While the tech IPO market is cool, and will probably remain so, given market jitters, M&A is still a viable option for startups. The recent rumors that News Corp. offered $3 billion for Skype sent a buzz through the market. But ask any VC and they'll tell you that the real prize -- the easy money --  is in an IPO.

And what about the levels of VC investment? The most recent available numbers indicate a slowdown. According to figures from Dow Jones VentureOne and Ernst & Young, there were 474 VC deals in the first quarter of 2005 -- the lowest number in more than three years. The total amount of money invested in startups in first-quarter 2005 also fell to $4.6 billion, the lowest amount since second-quarter 2003.

We don't think all the news is bad, though. On the IPO front, the Internet telephone startup Vonage announced it was hoping to raise $600 million through a public offering.
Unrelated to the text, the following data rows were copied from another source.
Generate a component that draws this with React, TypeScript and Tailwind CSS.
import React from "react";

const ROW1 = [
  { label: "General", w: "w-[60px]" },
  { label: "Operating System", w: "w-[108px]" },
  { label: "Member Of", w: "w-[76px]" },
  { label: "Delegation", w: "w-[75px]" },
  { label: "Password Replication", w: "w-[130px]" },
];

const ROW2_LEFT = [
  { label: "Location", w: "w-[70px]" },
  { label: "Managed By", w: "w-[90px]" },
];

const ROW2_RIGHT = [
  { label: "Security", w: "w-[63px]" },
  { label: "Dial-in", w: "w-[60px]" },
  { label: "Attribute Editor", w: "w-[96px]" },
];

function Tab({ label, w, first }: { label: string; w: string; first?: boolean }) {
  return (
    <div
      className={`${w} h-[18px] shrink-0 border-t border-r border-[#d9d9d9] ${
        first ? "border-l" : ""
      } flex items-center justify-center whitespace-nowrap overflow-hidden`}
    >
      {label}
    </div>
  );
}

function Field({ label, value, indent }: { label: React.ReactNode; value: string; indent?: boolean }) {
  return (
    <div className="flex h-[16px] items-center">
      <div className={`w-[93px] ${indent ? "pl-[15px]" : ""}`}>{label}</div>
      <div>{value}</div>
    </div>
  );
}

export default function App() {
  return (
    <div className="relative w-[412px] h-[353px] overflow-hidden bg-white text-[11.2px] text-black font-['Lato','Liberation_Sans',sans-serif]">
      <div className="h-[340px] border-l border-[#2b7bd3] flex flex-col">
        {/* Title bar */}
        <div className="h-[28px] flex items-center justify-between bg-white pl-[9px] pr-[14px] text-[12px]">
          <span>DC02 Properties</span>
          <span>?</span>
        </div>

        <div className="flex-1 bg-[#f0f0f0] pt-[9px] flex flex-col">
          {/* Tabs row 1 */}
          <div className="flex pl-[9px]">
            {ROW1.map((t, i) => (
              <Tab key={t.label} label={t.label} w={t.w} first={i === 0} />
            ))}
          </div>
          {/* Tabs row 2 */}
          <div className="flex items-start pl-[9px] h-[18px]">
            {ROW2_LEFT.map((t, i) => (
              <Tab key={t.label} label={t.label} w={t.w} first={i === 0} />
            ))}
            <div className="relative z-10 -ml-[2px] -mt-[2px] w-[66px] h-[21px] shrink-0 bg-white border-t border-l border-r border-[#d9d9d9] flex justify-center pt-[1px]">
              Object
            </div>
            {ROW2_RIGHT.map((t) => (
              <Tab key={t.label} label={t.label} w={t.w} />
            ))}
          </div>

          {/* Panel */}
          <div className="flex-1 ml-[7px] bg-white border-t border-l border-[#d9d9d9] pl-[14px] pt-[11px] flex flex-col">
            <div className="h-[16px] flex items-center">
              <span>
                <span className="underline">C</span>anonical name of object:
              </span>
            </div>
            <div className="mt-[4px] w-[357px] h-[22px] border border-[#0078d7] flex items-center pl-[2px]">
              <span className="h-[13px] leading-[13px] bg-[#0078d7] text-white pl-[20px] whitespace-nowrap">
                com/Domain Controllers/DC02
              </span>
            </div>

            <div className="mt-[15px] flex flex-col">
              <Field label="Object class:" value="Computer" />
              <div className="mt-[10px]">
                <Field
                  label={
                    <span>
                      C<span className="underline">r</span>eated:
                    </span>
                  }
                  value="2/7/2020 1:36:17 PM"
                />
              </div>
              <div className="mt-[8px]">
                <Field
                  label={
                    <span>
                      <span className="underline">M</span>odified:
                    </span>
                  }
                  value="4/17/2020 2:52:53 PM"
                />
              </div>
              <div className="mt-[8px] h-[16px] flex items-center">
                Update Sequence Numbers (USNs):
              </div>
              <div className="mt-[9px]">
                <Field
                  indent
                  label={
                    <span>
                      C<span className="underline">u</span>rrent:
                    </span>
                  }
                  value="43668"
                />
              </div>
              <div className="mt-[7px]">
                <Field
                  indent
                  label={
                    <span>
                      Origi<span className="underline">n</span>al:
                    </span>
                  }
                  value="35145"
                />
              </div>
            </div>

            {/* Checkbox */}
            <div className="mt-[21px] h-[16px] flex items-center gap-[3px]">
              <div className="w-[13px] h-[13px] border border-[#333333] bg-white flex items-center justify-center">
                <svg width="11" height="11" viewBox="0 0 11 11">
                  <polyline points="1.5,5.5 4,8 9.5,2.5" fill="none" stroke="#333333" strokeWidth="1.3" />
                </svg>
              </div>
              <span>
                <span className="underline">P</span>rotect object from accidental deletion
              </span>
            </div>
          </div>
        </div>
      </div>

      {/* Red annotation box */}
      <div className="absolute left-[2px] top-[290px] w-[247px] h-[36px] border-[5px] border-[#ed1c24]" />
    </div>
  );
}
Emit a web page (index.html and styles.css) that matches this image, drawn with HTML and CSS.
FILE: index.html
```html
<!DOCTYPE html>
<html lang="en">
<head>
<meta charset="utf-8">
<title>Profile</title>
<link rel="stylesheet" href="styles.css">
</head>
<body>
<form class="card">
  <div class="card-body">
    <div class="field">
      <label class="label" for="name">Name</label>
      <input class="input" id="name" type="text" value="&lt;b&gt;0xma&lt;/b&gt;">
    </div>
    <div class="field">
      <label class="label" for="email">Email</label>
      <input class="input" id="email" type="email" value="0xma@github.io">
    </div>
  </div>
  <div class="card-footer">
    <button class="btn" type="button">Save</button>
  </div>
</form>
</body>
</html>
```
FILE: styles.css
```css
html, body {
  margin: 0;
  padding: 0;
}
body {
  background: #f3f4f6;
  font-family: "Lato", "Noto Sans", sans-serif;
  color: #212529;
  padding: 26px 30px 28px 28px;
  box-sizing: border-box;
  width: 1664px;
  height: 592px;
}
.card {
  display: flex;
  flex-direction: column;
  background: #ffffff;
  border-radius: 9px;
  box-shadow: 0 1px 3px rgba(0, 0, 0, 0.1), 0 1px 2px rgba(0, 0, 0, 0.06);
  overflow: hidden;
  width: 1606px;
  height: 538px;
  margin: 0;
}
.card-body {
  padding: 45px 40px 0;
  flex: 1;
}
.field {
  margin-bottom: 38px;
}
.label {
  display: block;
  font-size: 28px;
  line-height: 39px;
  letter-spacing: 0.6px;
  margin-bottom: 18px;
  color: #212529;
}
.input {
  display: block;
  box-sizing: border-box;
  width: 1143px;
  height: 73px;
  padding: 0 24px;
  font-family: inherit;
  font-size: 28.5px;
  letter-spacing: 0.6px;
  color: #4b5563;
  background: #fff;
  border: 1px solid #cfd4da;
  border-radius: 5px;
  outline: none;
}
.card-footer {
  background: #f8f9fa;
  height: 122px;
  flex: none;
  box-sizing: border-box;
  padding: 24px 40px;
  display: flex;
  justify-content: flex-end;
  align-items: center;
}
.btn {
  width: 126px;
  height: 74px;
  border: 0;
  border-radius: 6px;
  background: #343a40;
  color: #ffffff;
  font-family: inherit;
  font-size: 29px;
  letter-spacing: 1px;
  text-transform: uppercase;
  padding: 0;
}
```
The news was met with mixed reviews -- many observers find Vonage's expense-to-revenue ratio unacceptably high. But sometimes markets thrive on controversial offerings.

We were also surprised to see that Science Applications International Corp (SAIC), a privately held research and engineering company, founded in 1969, plans to go public, with an initial offering worth up to $1.73 billion. SAIC has 42,000 employees and revenues of $7.2 billion in fiscal 2005. Those are impressive numbers, and we don't think SAIC would be going public, after 35 years as a private company, unless it was confident it could convince the public markets to pony up. SAIC says that after the IPO, insiders will still own 80-90 percent of the company, and that its rationale for the IPO is to use the markets to compensate employees stock option programs.